In this week's column, Livingston, who played the lead in Sasi's Sollamale, talks about the film's shocking climax
Sense of a Scene: Love, untold- Livingston talks about the sollamale climax 

"The 90s was a period dominated by films with positive endings, and until Sollamale, all my films had them too. So many suggested that Sasi and I tweak the climax like Mundhanai Mudichu, where the doctor sedates Urvashi instead of performing a family planning operation. But Sasi was determined to go ahead with the script and his courage has paid off. It's been more than twenty one years since the film released, but everytime it is played on TV, I get flooded with calls lauding the climax. Sollamale can be called the turning point of my life. Only after this film did people begin respecting my work.

Sasi wrote Sollamale keeping Prabhudheva in mind, and he felt it would be an added advantage as he could get away with the dance portions. But the producer, RB Choudary, insisted that I play the lead. Once I came aboard, Sasi shaped me in a way that I perfectly matched his lead character. Nataraj might seem like an easy role to pull off, but he has a lot of layers. He is a timid painter who’s fighting inferiority complex and is constantly in pursuit of love that he has been deprived of, throughout his life. As my strong zone is humour, I constantly checked with Sasi whether I was doing fine or going overboard. Especially during the pre-climax shot where I stand in front of the mirror, feel my throat and start shouting, 'I love you Shwetha', I felt highly skeptical that the audience might end up laughing as they had known me only as a comedy actor.

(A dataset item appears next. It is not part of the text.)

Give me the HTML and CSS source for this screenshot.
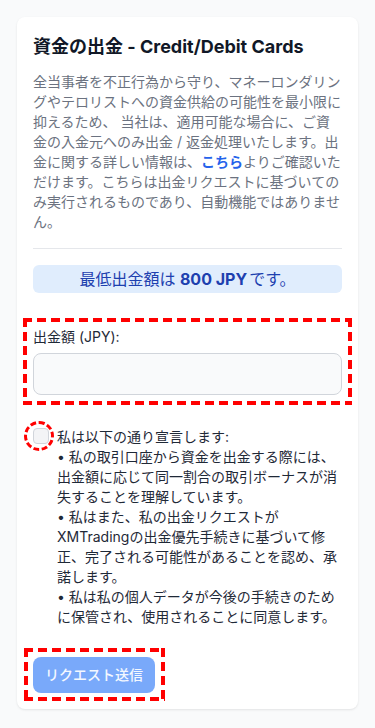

We shot the entire hospital episode for three days and throughout the shooting, I acted with an empty stomach. I felt that gave me the urge to deliver my best. I laid hands on food only after I reached home after the shoot during those days. The final scene where Kousalya's Shwetha confronts Nataraj along with his friends, was actually shot on the shores of Mahabalipuram beach and our cinematographer Dudley insisted that we begin shooting for it at 4 am to capture the natural lighting in the background. So we used to assemble as a gang around midnight and start to the spot. Reaching that place around 2 am, we would gather in circles, sing songs and crack jokes till the clock struck 4. We got hardly 45 minutes each day as the sun would start rising around 5:30 am. It was indeed a tight deadline. But we had fun shooting for it. If you feel the climax moves you, it's not only because of me, Sasi and Kousalya, it is also because of the lighting, cinematography and music.

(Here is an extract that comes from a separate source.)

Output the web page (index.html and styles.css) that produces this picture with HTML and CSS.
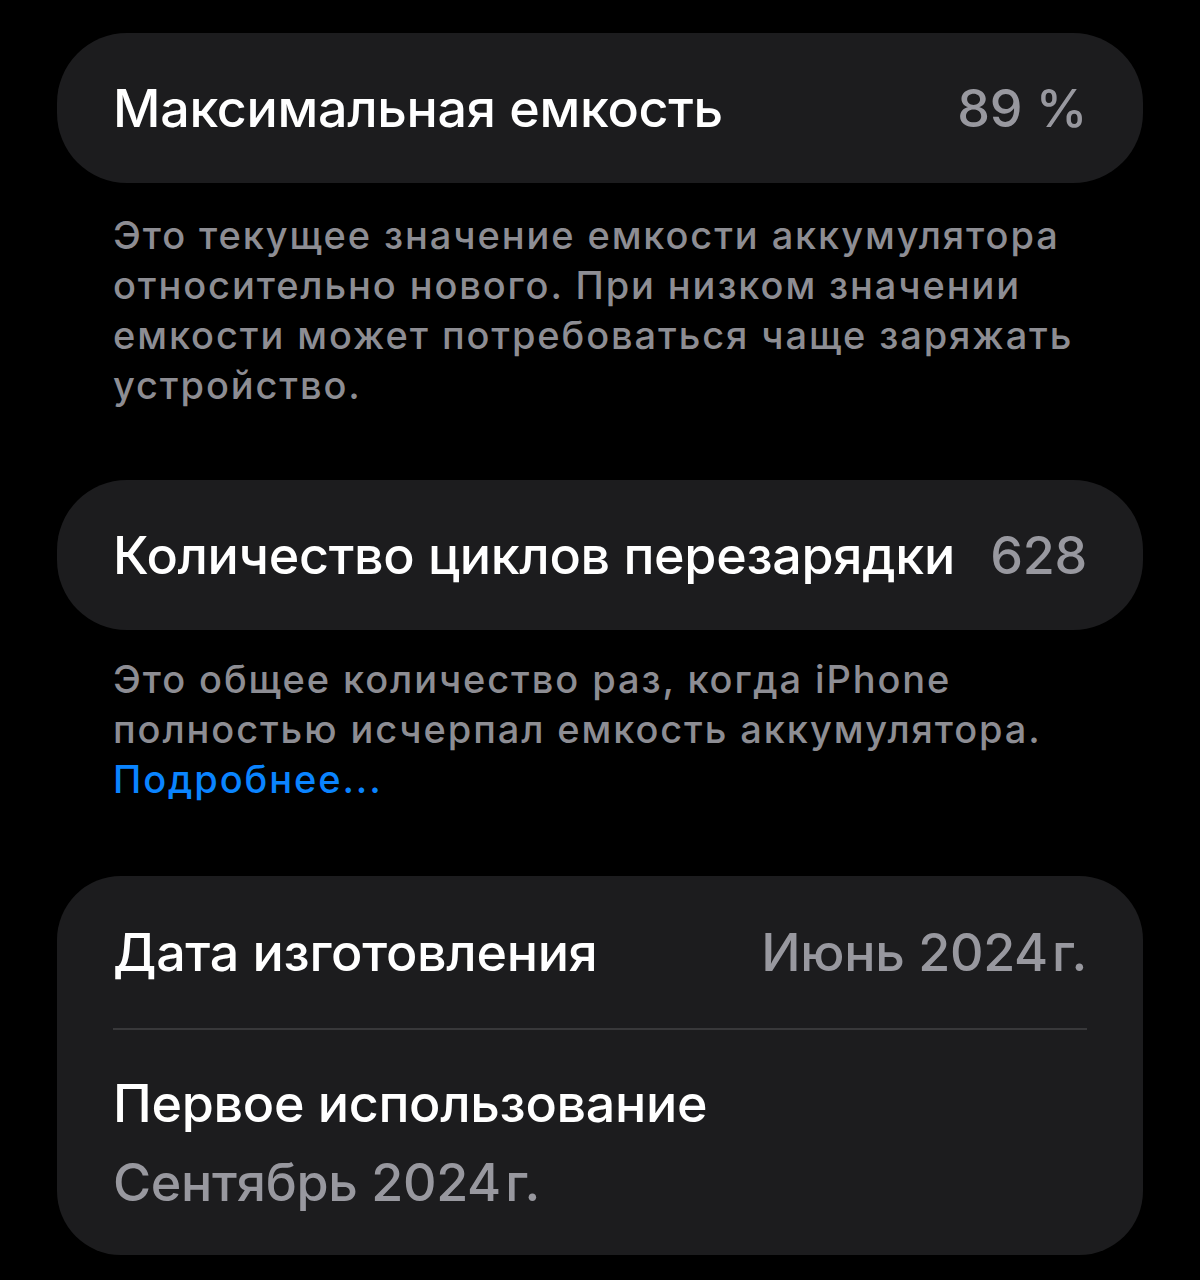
FILE: index.html
```html
<!DOCTYPE html>
<html lang="ru">
<head>
<meta charset="utf-8">
<title>Аккумулятор</title>
<link rel="stylesheet" href="styles.css">
</head>
<body>
<main class="page">
  <section class="card">
    <div class="row">
      <span class="title">Максимальная емкость</span>
      <span class="value">89 %</span>
    </div>
  </section>
  <p class="footer footer-first">Это текущее значение емкости аккумулятора относительно нового. При низком значении емкости может потребоваться чаще заряжать устройство.</p>

  <section class="card">
    <div class="row">
      <span class="title">Количество циклов перезарядки</span>
      <span class="value">628</span>
    </div>
  </section>
  <p class="footer footer-second">Это общее количество раз, когда iPhone полностью исчерпал емкость аккумулятора. <a class="link" href="#">Подробнее...</a></p>

  <section class="card card-list">
    <div class="row">
      <span class="title">Дата изготовления</span>
      <span class="value">Июнь 2024&#8202;г.</span>
    </div>
    <div class="separator"></div>
    <div class="row-stack">
      <span class="title">Первое использование</span>
      <span class="value">Сентябрь 2024&#8202;г.</span>
    </div>
  </section>
</main>
</body>
</html>
```

FILE: styles.css
```css
html, body {
  margin: 0;
  padding: 0;
  background: #000;
}

body {
  font-family: Inter, "Noto Sans", "Liberation Sans", sans-serif;
  -webkit-font-smoothing: antialiased;
}

.page {
  padding: 33px 57px 0;
  display: flex;
  flex-direction: column;
}

.card {
  background: #1c1c1e;
  border-radius: 70px;
  padding: 0 56px;
}

.card-list {
  border-radius: 64px;
}

.row {
  height: 150px;
  display: flex;
  align-items: center;
  justify-content: space-between;
  gap: 24px;
}

.card-list .row {
  height: 152px;
}

.title {
  color: #ffffff;
  font-size: 52px;
  font-weight: 500;
  letter-spacing: -0.3px;
  white-space: nowrap;
}

.value {
  color: #98989f;
  font-size: 52px;
  font-weight: 500;
  letter-spacing: -0.3px;
  white-space: nowrap;
}

.separator {
  height: 2px;
  background: #38383a;
}

.row-stack {
  display: flex;
  flex-direction: column;
  padding: 34px 0 33px;
  line-height: 79px;
}

.footer {
  margin: 0;
  padding: 0 56px;
  color: #8d8d93;
  font-size: 38px;
  font-weight: 500;
  letter-spacing: 1.9px;
  line-height: 50px;
}

.footer-first {
  margin-top: 27px;
  margin-bottom: 70px;
}

.footer-second {
  margin-top: 24px;
  margin-bottom: 72px;
}

.link {
  display: block;
  color: #0a84ff;
  text-decoration: none;
}
```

There is a difference between representing unrequited love and glorifying it. The extreme decision that Nataraj takes in the climax is completely out of the platonic love he had on Shwetha. I wouldn't advocate it as the right thing to do, but it was natural for a person who hasn't experienced love all his life like Nataraj, to do so. Cinema is magic. A writer and director can justify anything on screen as long as they know how to handle the screenplay. My director Bhagiyaraj made Antha 7 Naatkal and Puthiya Vaarpugal with contrasting themes. While the first film insists that a girl shouldn't leave her husband because of the thaali sentiment, the heroine in the latter throws away the same thaali to escape a forced marriage and joins hands with her lover. Both films were hits and were equally loved. It is all about making the audience empathise with a character. If you try and connect it with reality, you might find a couple of things to be strange in every film.

Being a writer myself, I often come across the question, 'Would you have changed the ending of Sollamale, if given a chance?', and my reply has always been constant: Indha kadhaiku alteration-eh kedayadhu sir. Idhuku idhudhaan seriyaana climax."